***** SOURCE DATA

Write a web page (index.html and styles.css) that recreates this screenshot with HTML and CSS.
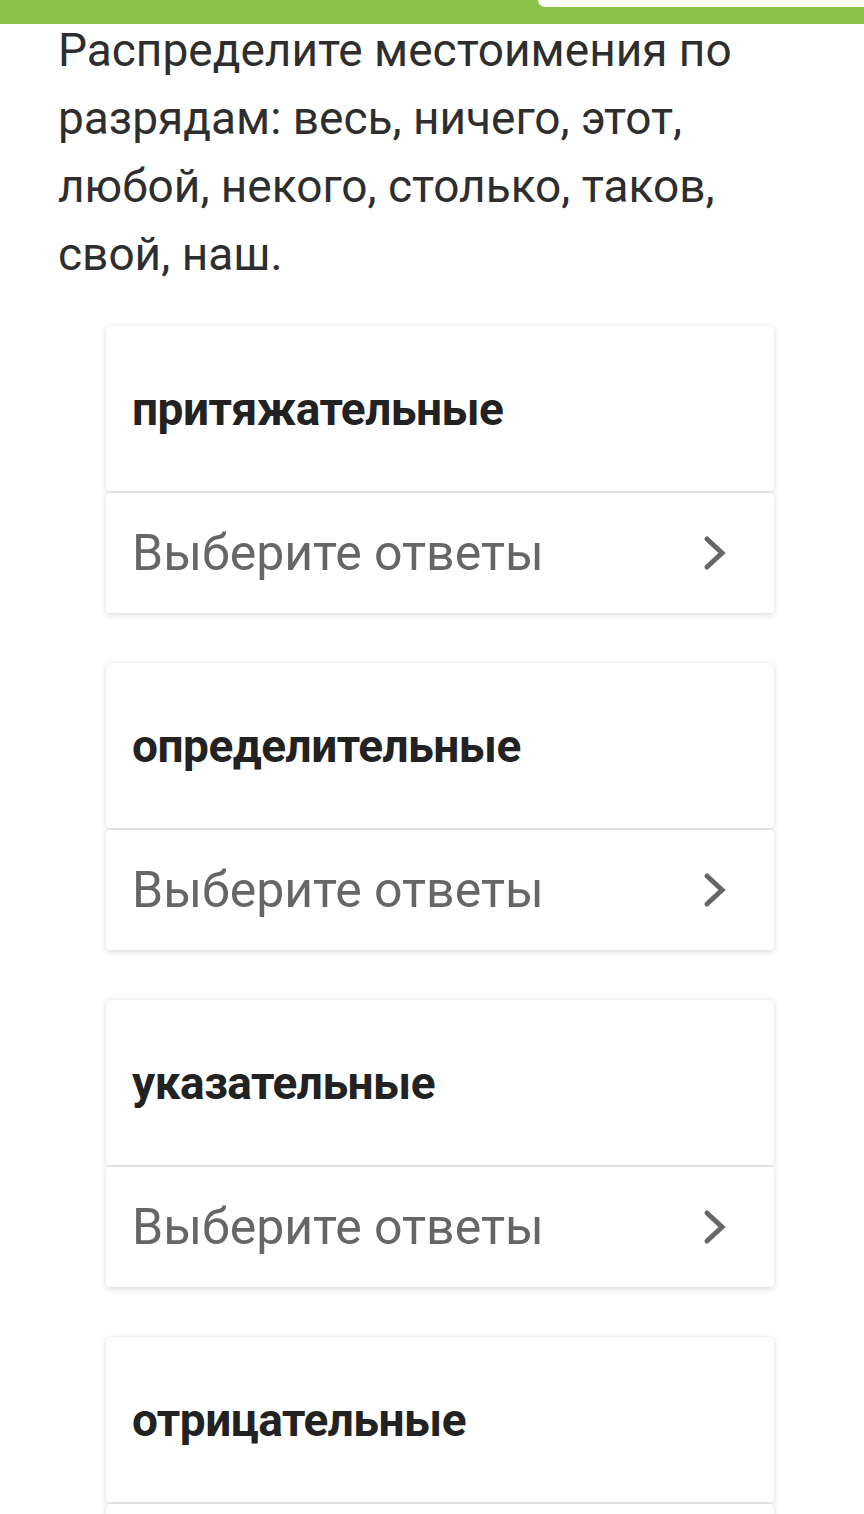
FILE: index.html
```html
<!DOCTYPE html>
<html lang="ru">
<head>
<meta charset="utf-8">
<title>Местоимения</title>
<link rel="stylesheet" href="styles.css">
</head>
<body>
<header class="topbar">
  <div class="topbar-search"></div>
</header>
<main class="page">
  <p class="question">Распределите местоимения по разрядам: весь, ничего, этот, любой, некого, столько, таков, свой, наш.</p>
  <section class="groups">
    <div class="group">
      <div class="card card-head"><span class="head-text">притяжательные</span></div>
      <div class="card card-select"><span class="select-text">Выберите ответы</span>
        <svg class="chev" viewBox="0 0 26 38" width="26" height="38"><path d="M5 5 L20 19 L5 33" fill="none" stroke="#666" stroke-width="5" stroke-linecap="round" stroke-linejoin="miter"/></svg>
      </div>
    </div>
    <div class="group">
      <div class="card card-head"><span class="head-text">определительные</span></div>
      <div class="card card-select"><span class="select-text">Выберите ответы</span>
        <svg class="chev" viewBox="0 0 26 38" width="26" height="38"><path d="M5 5 L20 19 L5 33" fill="none" stroke="#666" stroke-width="5" stroke-linecap="round" stroke-linejoin="miter"/></svg>
      </div>
    </div>
    <div class="group">
      <div class="card card-head"><span class="head-text">указательные</span></div>
      <div class="card card-select"><span class="select-text">Выберите ответы</span>
        <svg class="chev" viewBox="0 0 26 38" width="26" height="38"><path d="M5 5 L20 19 L5 33" fill="none" stroke="#666" stroke-width="5" stroke-linecap="round" stroke-linejoin="miter"/></svg>
      </div>
    </div>
    <div class="group">
      <div class="card card-head"><span class="head-text">отрицательные</span></div>
      <div class="card card-select"></div>
    </div>
  </section>
</main>
</body>
</html>
```
FILE: styles.css
```css
html, body {
  margin: 0;
  padding: 0;
  background: #fff;
}
body {
  font-family: Roboto, "Noto Sans", sans-serif;
  color: #333;
  overflow: hidden;
  height: 1514px;
}
.topbar {
  position: absolute;
  top: 0;
  left: 0;
  right: 0;
  height: 24px;
  background: #8bc34a;
  display: flex;
  justify-content: flex-end;
  align-items: flex-start;
  z-index: 2;
}
.topbar-search {
  width: 326px;
  height: 7px;
  background: #fff;
  border-bottom-left-radius: 7px;
}
.page {
  padding: 16px 0 0 58px;
}
.question {
  margin: 0;
  width: 720px;
  font-size: 46px;
  line-height: 68px;
  color: #2e2e2e;
}
.groups {
  margin: 38px 0 0 48px;
  width: 668px;
  display: flex;
  flex-direction: column;
  gap: 50px;
}
.group {
  display: flex;
  flex-direction: column;
  gap: 2px;
}
.card {
  background: #fff;
  border-radius: 4px;
  box-shadow: 0 2px 7px rgba(0,0,0,0.13), 0 0 3px rgba(0,0,0,0.06);
  display: flex;
  align-items: center;
  padding: 0 26px;
}
.card-head {
  height: 165px;
}
.card-select {
  height: 120px;
  justify-content: space-between;
  padding-right: 46px;
}
.head-text {
  font-weight: 700;
  font-size: 46px;
  color: #222;
  letter-spacing: -0.5px;
}
.select-text {
  font-size: 50px;
  color: #666;
}
.chev {
  display: block;
}
```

**********

TASK REQUIREMENTS >> Images should not appear in the copy; retype the listing above exactly.

EXERCISE ANSWER >>
Write a web page (index.html and styles.css) that recreates this screenshot with HTML and CSS.
FILE: index.html
```html
<!DOCTYPE html>
<html lang="ru">
<head>
<meta charset="utf-8">
<title>Местоимения</title>
<link rel="stylesheet" href="styles.css">
</head>
<body>
<header class="topbar">
  <div class="topbar-search"></div>
</header>
<main class="page">
  <p class="question">Распределите местоимения по разрядам: весь, ничего, этот, любой, некого, столько, таков, свой, наш.</p>
  <section class="groups">
    <div class="group">
      <div class="card card-head"><span class="head-text">притяжательные</span></div>
      <div class="card card-select"><span class="select-text">Выберите ответы</span>
        <svg class="chev" viewBox="0 0 26 38" width="26" height="38"><path d="M5 5 L20 19 L5 33" fill="none" stroke="#666" stroke-width="5" stroke-linecap="round" stroke-linejoin="miter"/></svg>
      </div>
    </div>
    <div class="group">
      <div class="card card-head"><span class="head-text">определительные</span></div>
      <div class="card card-select"><span class="select-text">Выберите ответы</span>
        <svg class="chev" viewBox="0 0 26 38" width="26" height="38"><path d="M5 5 L20 19 L5 33" fill="none" stroke="#666" stroke-width="5" stroke-linecap="round" stroke-linejoin="miter"/></svg>
      </div>
    </div>
    <div class="group">
      <div class="card card-head"><span class="head-text">указательные</span></div>
      <div class="card card-select"><span class="select-text">Выберите ответы</span>
        <svg class="chev" viewBox="0 0 26 38" width="26" height="38"><path d="M5 5 L20 19 L5 33" fill="none" stroke="#666" stroke-width="5" stroke-linecap="round" stroke-linejoin="miter"/></svg>
      </div>
    </div>
    <div class="group">
      <div class="card card-head"><span class="head-text">отрицательные</span></div>
      <div class="card card-select"></div>
    </div>
  </section>
</main>
</body>
</html>
```
FILE: styles.css
```css
html, body {
  margin: 0;
  padding: 0;
  background: #fff;
}
body {
  font-family: Roboto, "Noto Sans", sans-serif;
  color: #333;
  overflow: hidden;
  height: 1514px;
}
.topbar {
  position: absolute;
  top: 0;
  left: 0;
  right: 0;
  height: 24px;
  background: #8bc34a;
  display: flex;
  justify-content: flex-end;
  align-items: flex-start;
  z-index: 2;
}
.topbar-search {
  width: 326px;
  height: 7px;
  background: #fff;
  border-bottom-left-radius: 7px;
}
.page {
  padding: 16px 0 0 58px;
}
.question {
  margin: 0;
  width: 720px;
  font-size: 46px;
  line-height: 68px;
  color: #2e2e2e;
}
.groups {
  margin: 38px 0 0 48px;
  width: 668px;
  display: flex;
  flex-direction: column;
  gap: 50px;
}
.group {
  display: flex;
  flex-direction: column;
  gap: 2px;
}
.card {
  background: #fff;
  border-radius: 4px;
  box-shadow: 0 2px 7px rgba(0,0,0,0.13), 0 0 3px rgba(0,0,0,0.06);
  display: flex;
  align-items: center;
  padding: 0 26px;
}
.card-head {
  height: 165px;
}
.card-select {
  height: 120px;
  justify-content: space-between;
  padding-right: 46px;
}
.head-text {
  font-weight: 700;
  font-size: 46px;
  color: #222;
  letter-spacing: -0.5px;
}
.select-text {
  font-size: 50px;
  color: #666;
}
.chev {
  display: block;
}
```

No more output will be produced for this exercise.